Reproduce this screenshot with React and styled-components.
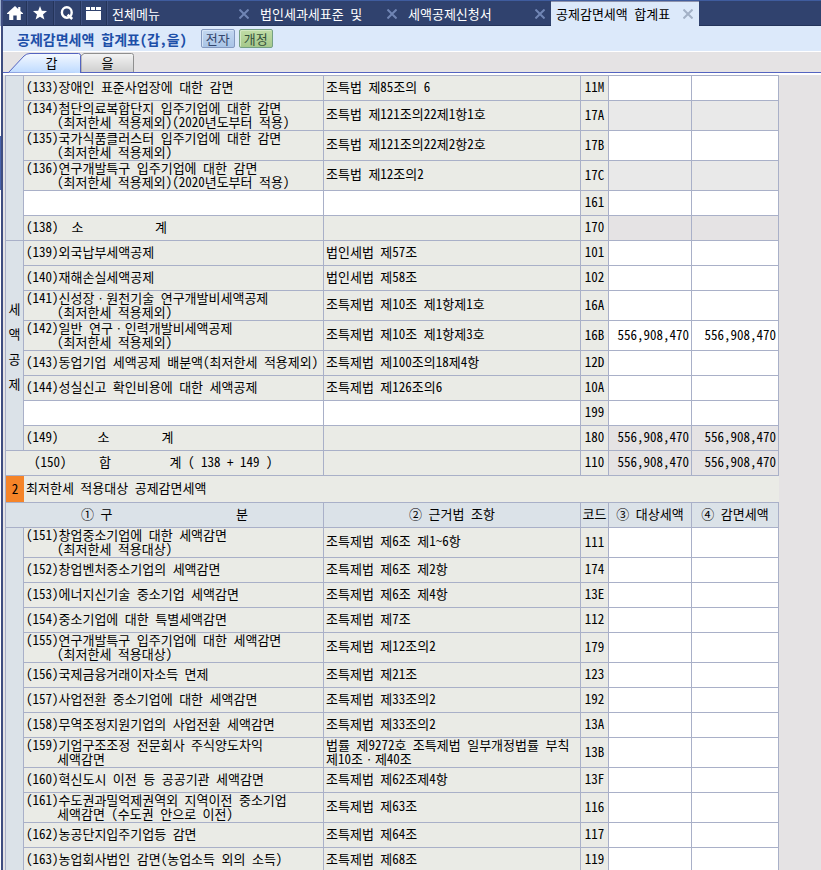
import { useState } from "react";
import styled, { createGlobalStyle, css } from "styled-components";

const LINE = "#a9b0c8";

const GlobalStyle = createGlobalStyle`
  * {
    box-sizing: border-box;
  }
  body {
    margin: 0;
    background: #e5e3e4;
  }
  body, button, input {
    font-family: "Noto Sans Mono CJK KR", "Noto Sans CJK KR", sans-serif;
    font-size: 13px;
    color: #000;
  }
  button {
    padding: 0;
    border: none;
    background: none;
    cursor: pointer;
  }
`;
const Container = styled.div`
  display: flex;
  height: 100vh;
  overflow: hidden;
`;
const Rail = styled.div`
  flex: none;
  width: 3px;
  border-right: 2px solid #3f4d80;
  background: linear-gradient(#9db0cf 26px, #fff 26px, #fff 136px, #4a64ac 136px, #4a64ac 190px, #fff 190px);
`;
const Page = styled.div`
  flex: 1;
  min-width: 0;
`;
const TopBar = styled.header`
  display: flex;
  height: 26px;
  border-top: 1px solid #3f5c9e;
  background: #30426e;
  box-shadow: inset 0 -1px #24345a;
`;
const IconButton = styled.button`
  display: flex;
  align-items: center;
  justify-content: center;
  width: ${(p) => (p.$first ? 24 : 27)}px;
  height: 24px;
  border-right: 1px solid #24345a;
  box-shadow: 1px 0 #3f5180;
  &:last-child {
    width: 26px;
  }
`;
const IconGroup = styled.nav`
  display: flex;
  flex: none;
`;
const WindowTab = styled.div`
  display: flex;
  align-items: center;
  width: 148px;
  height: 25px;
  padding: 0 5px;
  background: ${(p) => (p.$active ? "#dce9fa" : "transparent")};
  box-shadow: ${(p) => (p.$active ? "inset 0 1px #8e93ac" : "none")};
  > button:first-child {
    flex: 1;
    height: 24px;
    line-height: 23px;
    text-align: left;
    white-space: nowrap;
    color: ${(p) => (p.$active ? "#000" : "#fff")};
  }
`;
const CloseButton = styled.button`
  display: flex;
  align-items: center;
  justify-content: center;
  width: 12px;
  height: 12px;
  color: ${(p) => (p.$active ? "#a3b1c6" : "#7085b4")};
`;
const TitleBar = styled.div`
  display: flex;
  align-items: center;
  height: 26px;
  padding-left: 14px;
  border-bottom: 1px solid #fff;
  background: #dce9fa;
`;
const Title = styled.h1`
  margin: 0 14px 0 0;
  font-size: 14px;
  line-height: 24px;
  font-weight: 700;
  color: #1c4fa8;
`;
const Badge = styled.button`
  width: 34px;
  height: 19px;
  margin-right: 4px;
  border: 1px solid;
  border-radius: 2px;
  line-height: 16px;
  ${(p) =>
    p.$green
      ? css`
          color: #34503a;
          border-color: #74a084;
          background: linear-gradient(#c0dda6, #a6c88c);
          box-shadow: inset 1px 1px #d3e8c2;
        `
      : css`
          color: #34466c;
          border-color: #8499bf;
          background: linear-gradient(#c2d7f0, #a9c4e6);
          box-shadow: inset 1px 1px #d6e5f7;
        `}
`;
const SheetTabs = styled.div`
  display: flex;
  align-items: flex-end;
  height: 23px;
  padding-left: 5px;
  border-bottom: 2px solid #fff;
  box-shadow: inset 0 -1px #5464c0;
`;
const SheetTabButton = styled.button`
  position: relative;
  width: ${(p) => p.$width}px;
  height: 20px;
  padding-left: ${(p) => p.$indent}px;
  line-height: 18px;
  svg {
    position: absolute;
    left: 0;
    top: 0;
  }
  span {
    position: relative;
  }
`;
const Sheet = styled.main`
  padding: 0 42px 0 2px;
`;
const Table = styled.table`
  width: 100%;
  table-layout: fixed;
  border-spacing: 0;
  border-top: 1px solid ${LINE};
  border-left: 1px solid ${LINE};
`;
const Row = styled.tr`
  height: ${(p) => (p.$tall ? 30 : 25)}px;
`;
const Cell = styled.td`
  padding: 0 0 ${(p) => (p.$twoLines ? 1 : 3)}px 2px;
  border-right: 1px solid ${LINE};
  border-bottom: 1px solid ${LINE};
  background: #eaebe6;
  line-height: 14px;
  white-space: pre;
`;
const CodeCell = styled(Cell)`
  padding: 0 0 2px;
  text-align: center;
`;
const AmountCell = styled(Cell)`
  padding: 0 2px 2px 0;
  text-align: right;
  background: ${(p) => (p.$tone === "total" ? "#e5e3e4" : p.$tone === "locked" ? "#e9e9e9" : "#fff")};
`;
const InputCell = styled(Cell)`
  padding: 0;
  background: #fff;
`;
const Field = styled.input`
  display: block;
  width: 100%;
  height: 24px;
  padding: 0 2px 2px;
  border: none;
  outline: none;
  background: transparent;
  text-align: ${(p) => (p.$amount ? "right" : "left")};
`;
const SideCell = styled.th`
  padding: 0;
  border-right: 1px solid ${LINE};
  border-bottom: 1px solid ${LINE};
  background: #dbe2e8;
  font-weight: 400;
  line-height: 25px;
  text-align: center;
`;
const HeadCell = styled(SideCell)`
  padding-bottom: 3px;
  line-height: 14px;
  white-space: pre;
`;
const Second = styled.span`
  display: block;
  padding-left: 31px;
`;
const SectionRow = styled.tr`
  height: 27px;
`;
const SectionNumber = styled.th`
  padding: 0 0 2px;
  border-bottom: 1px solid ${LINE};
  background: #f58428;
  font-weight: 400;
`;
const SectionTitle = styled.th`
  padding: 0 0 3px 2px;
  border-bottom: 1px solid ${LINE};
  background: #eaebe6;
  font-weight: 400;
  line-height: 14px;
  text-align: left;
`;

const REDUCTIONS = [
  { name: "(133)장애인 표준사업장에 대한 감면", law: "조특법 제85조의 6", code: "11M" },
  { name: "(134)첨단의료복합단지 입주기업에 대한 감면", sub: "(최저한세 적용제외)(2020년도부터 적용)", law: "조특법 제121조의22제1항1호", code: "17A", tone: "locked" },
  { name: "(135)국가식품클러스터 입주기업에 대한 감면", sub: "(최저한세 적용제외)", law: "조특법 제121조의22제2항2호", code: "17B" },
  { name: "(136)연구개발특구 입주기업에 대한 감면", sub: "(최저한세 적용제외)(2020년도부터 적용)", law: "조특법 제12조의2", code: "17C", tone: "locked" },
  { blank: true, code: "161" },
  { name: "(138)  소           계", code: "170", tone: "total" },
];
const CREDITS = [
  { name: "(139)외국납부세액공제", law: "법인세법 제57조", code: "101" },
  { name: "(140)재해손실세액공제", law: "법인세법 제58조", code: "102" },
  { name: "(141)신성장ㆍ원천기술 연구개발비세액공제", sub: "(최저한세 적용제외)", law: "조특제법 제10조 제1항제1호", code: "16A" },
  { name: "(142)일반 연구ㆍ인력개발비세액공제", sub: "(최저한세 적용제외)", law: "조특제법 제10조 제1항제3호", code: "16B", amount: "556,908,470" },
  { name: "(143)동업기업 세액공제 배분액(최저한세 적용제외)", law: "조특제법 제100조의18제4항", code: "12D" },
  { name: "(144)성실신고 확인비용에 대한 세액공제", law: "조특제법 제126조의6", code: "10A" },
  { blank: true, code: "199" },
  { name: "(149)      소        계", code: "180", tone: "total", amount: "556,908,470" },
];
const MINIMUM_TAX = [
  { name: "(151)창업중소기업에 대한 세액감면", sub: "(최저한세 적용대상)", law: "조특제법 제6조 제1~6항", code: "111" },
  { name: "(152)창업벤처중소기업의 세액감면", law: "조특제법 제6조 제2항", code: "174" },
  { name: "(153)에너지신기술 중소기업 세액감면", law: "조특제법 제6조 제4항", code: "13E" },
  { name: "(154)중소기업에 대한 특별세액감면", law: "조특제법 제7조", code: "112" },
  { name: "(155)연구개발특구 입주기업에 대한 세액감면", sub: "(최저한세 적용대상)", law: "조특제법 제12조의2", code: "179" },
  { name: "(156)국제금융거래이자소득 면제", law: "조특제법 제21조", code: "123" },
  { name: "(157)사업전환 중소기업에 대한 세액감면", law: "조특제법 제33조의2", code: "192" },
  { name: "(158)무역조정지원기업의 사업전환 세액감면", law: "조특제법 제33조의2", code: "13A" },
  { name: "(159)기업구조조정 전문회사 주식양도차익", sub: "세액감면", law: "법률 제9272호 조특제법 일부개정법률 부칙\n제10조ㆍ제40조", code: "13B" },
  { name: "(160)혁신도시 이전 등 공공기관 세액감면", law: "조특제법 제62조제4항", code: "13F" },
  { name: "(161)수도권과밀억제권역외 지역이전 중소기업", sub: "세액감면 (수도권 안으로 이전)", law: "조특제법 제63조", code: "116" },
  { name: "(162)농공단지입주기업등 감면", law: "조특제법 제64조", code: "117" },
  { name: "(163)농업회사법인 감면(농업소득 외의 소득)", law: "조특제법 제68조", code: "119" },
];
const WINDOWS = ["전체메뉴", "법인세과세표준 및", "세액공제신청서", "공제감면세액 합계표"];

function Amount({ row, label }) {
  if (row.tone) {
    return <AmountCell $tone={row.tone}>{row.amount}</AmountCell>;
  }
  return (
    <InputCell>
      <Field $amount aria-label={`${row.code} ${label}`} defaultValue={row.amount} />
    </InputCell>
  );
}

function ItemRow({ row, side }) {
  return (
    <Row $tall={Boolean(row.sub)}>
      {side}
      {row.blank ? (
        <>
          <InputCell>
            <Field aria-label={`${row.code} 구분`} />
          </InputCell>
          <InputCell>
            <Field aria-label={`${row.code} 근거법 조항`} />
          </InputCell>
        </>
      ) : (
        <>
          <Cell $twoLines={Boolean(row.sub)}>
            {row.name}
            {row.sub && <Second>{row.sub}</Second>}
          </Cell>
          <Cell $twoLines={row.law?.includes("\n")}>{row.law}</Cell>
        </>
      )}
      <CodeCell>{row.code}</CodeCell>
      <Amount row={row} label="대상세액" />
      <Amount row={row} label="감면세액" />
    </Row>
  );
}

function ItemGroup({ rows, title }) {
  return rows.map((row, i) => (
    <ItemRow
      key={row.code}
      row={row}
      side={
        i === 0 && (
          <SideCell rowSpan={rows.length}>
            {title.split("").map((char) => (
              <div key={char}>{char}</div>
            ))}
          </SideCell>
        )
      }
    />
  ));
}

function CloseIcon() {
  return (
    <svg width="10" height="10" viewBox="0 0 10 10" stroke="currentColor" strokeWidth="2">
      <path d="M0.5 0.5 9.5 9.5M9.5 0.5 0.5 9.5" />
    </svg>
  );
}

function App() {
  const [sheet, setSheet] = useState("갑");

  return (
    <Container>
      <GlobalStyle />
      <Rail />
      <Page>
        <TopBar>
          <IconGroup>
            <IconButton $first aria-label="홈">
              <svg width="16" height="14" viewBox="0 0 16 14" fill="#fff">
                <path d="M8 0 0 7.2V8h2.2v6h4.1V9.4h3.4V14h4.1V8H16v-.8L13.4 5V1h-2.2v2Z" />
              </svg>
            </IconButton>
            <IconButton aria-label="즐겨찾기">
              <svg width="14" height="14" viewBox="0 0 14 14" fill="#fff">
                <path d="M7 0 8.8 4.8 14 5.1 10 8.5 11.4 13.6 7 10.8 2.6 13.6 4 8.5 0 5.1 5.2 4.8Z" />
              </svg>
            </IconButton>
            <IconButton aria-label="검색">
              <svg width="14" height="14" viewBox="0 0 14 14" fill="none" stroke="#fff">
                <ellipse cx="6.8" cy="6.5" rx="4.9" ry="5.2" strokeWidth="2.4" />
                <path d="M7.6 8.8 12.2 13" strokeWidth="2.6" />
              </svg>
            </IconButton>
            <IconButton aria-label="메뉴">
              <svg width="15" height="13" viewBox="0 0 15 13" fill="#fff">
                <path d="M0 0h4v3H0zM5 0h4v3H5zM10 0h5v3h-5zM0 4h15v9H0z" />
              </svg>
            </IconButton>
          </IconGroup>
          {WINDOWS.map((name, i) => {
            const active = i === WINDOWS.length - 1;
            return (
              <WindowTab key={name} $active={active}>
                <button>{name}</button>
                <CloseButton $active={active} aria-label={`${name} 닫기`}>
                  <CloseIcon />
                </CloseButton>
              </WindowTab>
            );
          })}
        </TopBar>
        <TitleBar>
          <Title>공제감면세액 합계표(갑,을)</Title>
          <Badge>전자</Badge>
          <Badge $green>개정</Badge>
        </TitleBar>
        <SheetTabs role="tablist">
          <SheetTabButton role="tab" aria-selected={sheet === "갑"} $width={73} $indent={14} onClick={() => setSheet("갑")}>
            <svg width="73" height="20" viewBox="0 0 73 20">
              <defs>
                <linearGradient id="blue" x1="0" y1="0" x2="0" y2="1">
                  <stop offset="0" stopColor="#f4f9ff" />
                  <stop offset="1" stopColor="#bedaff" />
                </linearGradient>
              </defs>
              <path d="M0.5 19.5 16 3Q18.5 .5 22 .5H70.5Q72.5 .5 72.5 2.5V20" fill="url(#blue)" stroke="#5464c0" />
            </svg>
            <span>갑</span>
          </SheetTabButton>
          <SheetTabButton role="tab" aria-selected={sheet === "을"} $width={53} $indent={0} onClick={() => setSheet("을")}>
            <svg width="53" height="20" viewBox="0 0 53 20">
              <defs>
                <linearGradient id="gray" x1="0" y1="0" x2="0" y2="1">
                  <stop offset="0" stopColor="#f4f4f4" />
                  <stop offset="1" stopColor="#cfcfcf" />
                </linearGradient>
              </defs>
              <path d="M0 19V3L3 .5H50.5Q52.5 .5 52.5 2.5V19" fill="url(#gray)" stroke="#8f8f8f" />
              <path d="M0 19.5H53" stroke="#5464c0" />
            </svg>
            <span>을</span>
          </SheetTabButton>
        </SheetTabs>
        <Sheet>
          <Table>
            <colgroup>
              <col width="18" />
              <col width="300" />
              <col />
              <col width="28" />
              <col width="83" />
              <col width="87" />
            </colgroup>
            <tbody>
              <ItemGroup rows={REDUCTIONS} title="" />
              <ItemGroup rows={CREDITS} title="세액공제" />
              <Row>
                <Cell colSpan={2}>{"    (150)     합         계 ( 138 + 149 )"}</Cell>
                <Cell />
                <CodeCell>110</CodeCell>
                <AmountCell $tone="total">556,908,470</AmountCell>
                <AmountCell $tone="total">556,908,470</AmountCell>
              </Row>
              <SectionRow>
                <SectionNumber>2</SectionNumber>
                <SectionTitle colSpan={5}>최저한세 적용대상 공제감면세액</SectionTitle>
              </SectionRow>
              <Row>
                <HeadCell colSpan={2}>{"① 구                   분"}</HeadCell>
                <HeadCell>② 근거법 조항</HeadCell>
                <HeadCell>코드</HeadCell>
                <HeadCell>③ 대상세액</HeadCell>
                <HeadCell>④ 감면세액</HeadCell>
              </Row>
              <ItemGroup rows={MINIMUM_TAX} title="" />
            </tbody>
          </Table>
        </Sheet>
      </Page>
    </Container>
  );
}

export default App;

================

What the task requires: Copy all lines in the listing above where the string "components" appears.

Right answer:
Reproduce this screenshot with React and styled-components.
import styled, { createGlobalStyle, css } from "styled-components";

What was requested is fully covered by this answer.